Talvez não seja exagero apontar mais uma peculiaridade nas diferenças entre eles. Marighella teria sido um líder ideológico, isto é, mais importante no plano das idéias do que efetivamente na conquista de seguidores pela prática política, apesar de sua intensa atividade como dirigente comunista e como líder de movimento revolucionário, como a ALN (Aliança Libertadora Nacional). Sua preocupação em estudar e discutir o marxismo-leninismo e publicar livros e artigos sobre questões teóricas e a realidade brasileira não encontra paralelo na atuação do torneiro mecânico que disputa a Presidência da República.
Lula foi e continua sendo um líder de massas, de uma expressiva parcela do povo que inclui o velho proletariado _hoje bem mais diversificado, visto como o conjunto dos ''trabalhadores''_ e, também, e isso é o mais importante, as forças progressistas, os movimentos populares e todos os comprometidos com uma efetiva transformação social.
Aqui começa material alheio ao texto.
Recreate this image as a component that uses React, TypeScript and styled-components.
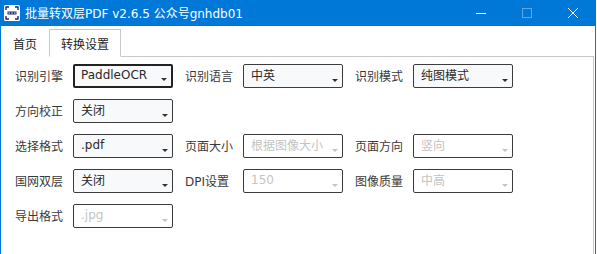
import React from "react"
import styled, { createGlobalStyle } from "styled-components"

const Global = createGlobalStyle`
html, body {
  margin:0;
  padding:0;
  background:#fff;
}
body {
  font-family:"DejaVu Sans","Noto Sans CJK SC",sans-serif;
  overflow:hidden;
}
`

const Window = styled.div`
width:596px;
height:254px;
box-sizing:border-box;
border-left:1px solid #0078d7;
border-right:1px solid #0078d7;
display:flex;
flex-flow:column nowrap;
background:#fff;
`

const TitleBar = styled.div`
height:26px;
margin:0 -1px;
background:#0078d7;
display:flex;
align-items:center;
color:#fff;
font-size:12px;
`

const Logo = styled.div`
width:16px;
height:16px;
margin:0 5px 0 4px;
display:flex;
`

const Title = styled.div`
flex:1;
white-space:nowrap;
padding-bottom:1px;
`

const Ctrl = styled.div<{ $dim?: boolean }>`
width:46px;
height:26px;
display:flex;
align-items:center;
justify-content:center;
opacity:${p => (p.$dim ? 0.35 : 1)};
`

const TabStrip = styled.div`
height:30px;
display:flex;
align-items:flex-end;
border-bottom:1px solid #c8c8c8;
margin-right:1px;
`

const Tab = styled.div<{ $active?: boolean }>`
height:${p => (p.$active ? "28px" : "26px")};
box-sizing:border-box;
display:flex;
align-items:center;
justify-content:center;
font-size:12px;
color:#1e1e1e;
font-family:"Noto Sans CJK SC",sans-serif;
background:#fff;
margin-bottom:-1px;
${p =>
  p.$active
    ? "width:72px; border:1px solid #c8c8c8; border-bottom:1px solid #fff; padding-top:1px;"
    : "width:48px; padding-bottom:2px;"}
`

const Panel = styled.div`
flex:1;
border-right:1px solid #c8c8c8;
margin-right:1px;
padding:7px 0 0 14px;
display:flex;
flex-flow:column nowrap;
gap:11px;
`

const Row = styled.div`
display:flex;
flex-flow:row nowrap;
`

const Field = styled.div`
width:170px;
display:flex;
align-items:center;
`

const Label = styled.div`
width:58px;
font-size:12px;
color:#3a3a3a;
white-space:nowrap;
padding-bottom:1px;
`

const Combo = styled.div<{ $disabled?: boolean; $focus?: boolean }>`
width:100px;
height:24px;
box-sizing:border-box;
border:${p => (p.$focus ? "2px solid #222" : "1px solid #3c3c3c")};
border-radius:2px;
background:${p => (p.$disabled ? "#fff" : "#f8f9fb")};
display:flex;
align-items:center;
padding:0 4px 0 ${p => (p.$focus ? "6px" : "7px")};
font-size:12px;
color:${p => (p.$disabled ? "#c4c4c4" : "#2a2a2a")};
`

const Value = styled.span`
flex:1;
white-space:nowrap;
overflow:hidden;
padding-bottom:3px;
`

const Arrow = styled.span<{ $disabled?: boolean }>`
align-self:flex-end;
margin-bottom:5px;
width:0;
height:0;
border-left:3px solid transparent;
border-right:3px solid transparent;
border-top:3px solid ${p => (p.$disabled ? "#c4c4c4" : "#333")};
`

type Opt = { label: string; value: string; disabled?: boolean; focus?: boolean }

const Select: React.FC<Opt> = ({ label, value, disabled, focus }) => (
  <Field>
    <Label>{label}</Label>
    <Combo $disabled={disabled} $focus={focus}>
      <Value>{value}</Value>
      <Arrow $disabled={disabled} />
    </Combo>
  </Field>
)

const rows: Opt[][] = [
  [
    { label: "识别引擎", value: "PaddleOCR", focus: true },
    { label: "识别语言", value: "中英" },
    { label: "识别模式", value: "纯图模式" },
  ],
  [{ label: "方向校正", value: "关闭" }],
  [
    { label: "选择格式", value: ".pdf" },
    { label: "页面大小", value: "根据图像大小", disabled: true },
    { label: "页面方向", value: "竖向", disabled: true },
  ],
  [
    { label: "国网双层", value: "关闭" },
    { label: "DPI设置", value: "150", disabled: true },
    { label: "图像质量", value: "中高", disabled: true },
  ],
  [{ label: "导出格式", value: ".jpg", disabled: true }],
]

const AppLogo = () => (
  <svg width="16" height="16" viewBox="0 0 16 16">
    <rect x="0" y="0" width="16" height="16" rx="1.5" fill="#fff" />
    <path d="M2 5V2h3M11 2h3v3M14 11v3h-3M5 14H2v-3" stroke="#1b2a6b" strokeWidth="1.4" fill="none" />
    <rect x="3.5" y="6.5" width="9" height="3" fill="#1b2a6b" />
    <rect x="4.5" y="7.5" width="1.5" height="1" fill="#fff" />
    <rect x="7.25" y="7.5" width="1.5" height="1" fill="#fff" />
    <rect x="10" y="7.5" width="1.5" height="1" fill="#fff" />
  </svg>
)

export default function App() {
  return (
    <>
      <Global />
      <Window>
        <TitleBar>
          <Logo><AppLogo /></Logo>
          <Title>批量转双层PDF v2.6.5 公众号gnhdb01</Title>
          <Ctrl>
            <svg width="10" height="10" viewBox="0 0 10 10"><path d="M0 5.5h10" stroke="#fff" strokeWidth="1" /></svg>
          </Ctrl>
          <Ctrl $dim>
            <svg width="10" height="10" viewBox="0 0 10 10"><rect x="0.5" y="0.5" width="9" height="9" stroke="#fff" fill="none" /></svg>
          </Ctrl>
          <Ctrl>
            <svg width="10" height="10" viewBox="0 0 10 10"><path d="M0 0L10 10M10 0L0 10" stroke="#fff" strokeWidth="1" /></svg>
          </Ctrl>
        </TitleBar>
        <TabStrip>
          <Tab>首页</Tab>
          <Tab $active>转换设置</Tab>
        </TabStrip>
        <Panel>
          {rows.map((r, i) => (
            <Row key={i}>
              {r.map(o => <Select key={o.label} {...o} />)}
            </Row>
          ))}
        </Panel>
      </Window>
    </>
  )
}
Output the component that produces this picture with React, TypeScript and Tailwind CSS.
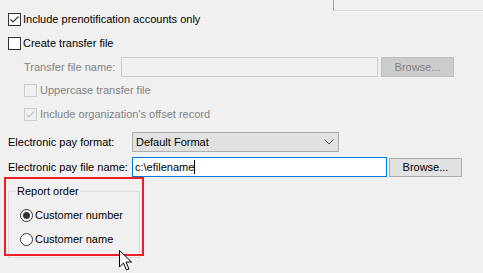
import React from "react";

function Check({ checked, disabled }: { checked?: boolean; disabled?: boolean }) {
  return (
    <div
      className={
        "w-[13px] h-[13px] shrink-0 border flex items-center justify-center " +
        (disabled ? "border-[#cccccc] bg-[#f0f0f0]" : "border-[#333333] bg-white")
      }
    >
      {checked && (
        <svg width="11" height="11" viewBox="0 0 11 11">
          <path
            d="M1.5 5.5 L4 8 L9.5 2.5"
            fill="none"
            stroke={disabled ? "#c6c6c6" : "#333333"}
            strokeWidth="1.1"
          />
        </svg>
      )}
    </div>
  );
}

function Radio({ checked }: { checked?: boolean }) {
  return (
    <div className="w-[13px] h-[13px] shrink-0 rounded-full border border-[#333333] bg-white flex items-center justify-center">
      {checked && <div className="w-[7px] h-[7px] rounded-full bg-[#333333]" />}
    </div>
  );
}

export default function App() {
  return (
    <div
      className="relative w-[483px] h-[273px] overflow-hidden bg-[#f0f0f0] text-[11px] leading-none text-black whitespace-nowrap"
      style={{ fontFamily: '"Liberation Sans", Arial, sans-serif' }}
    >
      {/* cut-off panel corner */}
      <div className="ml-[333px] h-[11px] w-[160px] border-l border-b border-l-[#a0a0a0] border-b-[#dcdcdc]" />

      {/* Row A */}
      <div className="mt-[2px] h-[13px] ml-[8px] flex items-center gap-[2px]">
        <Check checked />
        <span>Include prenotification accounts only</span>
      </div>

      {/* Row B */}
      <div className="mt-[11px] h-[13px] ml-[8px] flex items-center gap-[2px]">
        <Check />
        <span>Create transfer file</span>
      </div>

      {/* Row C */}
      <div className="mt-[7px] h-[20px] ml-[24px] flex items-center text-[#838383]">
        <span className="w-[97px]">Transfer file name:</span>
        <div className="w-[257px] h-[20px] border border-[#cccccc] bg-[#f0f0f0]" />
        <div className="ml-[3px] w-[73px] h-[20px] border border-[#bfbfbf] bg-[#cccccc] flex items-center justify-center">
          Browse...
        </div>
      </div>

      {/* Row D */}
      <div className="mt-[7px] h-[13px] ml-[24px] flex items-center gap-[3px] text-[#838383]">
        <Check disabled />
        <span>Uppercase transfer file</span>
      </div>

      {/* Row E */}
      <div className="mt-[11px] h-[13px] ml-[24px] flex items-center gap-[3px] text-[#838383]">
        <Check checked disabled />
        <span>Include organization's offset record</span>
      </div>

      {/* Row F */}
      <div className="mt-[11px] h-[20px] ml-[8px] flex items-center">
        <span className="w-[124px]">Electronic pay format:</span>
        <div className="w-[207px] h-[20px] border border-[#adadad] bg-[#e1e1e1] flex items-center pl-[3px] pr-[4px]">
          <span className="flex-1">Default Format</span>
          <svg width="10" height="6" viewBox="0 0 10 6">
            <path d="M0.5 0.5 L5 5 L9.5 0.5" fill="none" stroke="#555555" strokeWidth="1" />
          </svg>
        </div>
      </div>

      {/* Row G */}
      <div className="mt-[5px] h-[20px] ml-[8px] flex items-center">
        <span className="w-[124px]">Electronic pay file name:</span>
        <div className="w-[255px] h-[20px] border border-[#0078d7] bg-white flex items-center pl-[2px]">
          <span>c:\efilename</span>
          <div className="w-[1px] h-[14px] bg-black" />
        </div>
        <div className="ml-[2px] w-[73px] h-[19px] border border-[#adadad] bg-[#e1e1e1] flex items-center justify-center">
          Browse...
        </div>
      </div>

      {/* Group box with annotation */}
      <div className="relative pt-[7px]">
        <fieldset className="ml-[8px] w-[132px] h-[74px] border border-[#dcdcdc] px-[7px]">
          <legend className="px-[1px] leading-[15px]">Report order</legend>
          <div className="mt-[10px] ml-[4px] h-[13px] flex items-center gap-[2px]">
            <Radio checked />
            <span>Customer number</span>
          </div>
          <div className="mt-[11px] ml-[4px] h-[13px] flex items-center gap-[2px]">
            <Radio />
            <span>Customer name</span>
          </div>
        </fieldset>
        <div className="absolute left-[4px] top-[0px] w-[140px] h-[79px] border-2 border-[#ee1c25]" />
      </div>

      {/* mouse cursor */}
      <svg className="absolute left-[119px] top-[250px]" width="14" height="22" viewBox="0 0 14 22">
        <path
          d="M0.5 0.5 L0.5 17 L4.5 13 L7.5 20 L10 19 L7 12 L12.5 12 Z"
          fill="white"
          stroke="black"
          strokeWidth="1"
          strokeLinejoin="miter"
        />
      </svg>
    </div>
  );
}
Sua sincera e sempre repetida convicção sobre a superioridade do socialismo democrático apóia-se em valores éticos (e até cristãos) e, portanto, nos ideais de justiça e fraternidade, independentemente de uma possível adesão intelectual aos pressupostos marxistas. Aliás, sempre foi um crítico do chamado socialismo real, em defesa da liberdade associada à igualdade. Tenho certeza de que Marighella mantém legião de admiradores (entre os quais me incluo) em todo o país; mas não creio que tenha um número significativo de seguidores. O que, sem dúvida, se justifica no contexto de mudanças radicais nas esquerdas em relação ao marxismo e à revolução.
Finalmente, nunca será demais enfatizar que tanto Marighella quanto Lula encarnam um profundo amor por suas raízes, pelo país, pelo povo brasileiro. Para Jânio Quadros o Brasil terá sido, apenas, o cenário descartável de sua evolução tragicômica.
Maria Victoria de Mesquita Benevides é socióloga, professora titular da Faculdade de Educação da USP e diretora da Escola de Governo.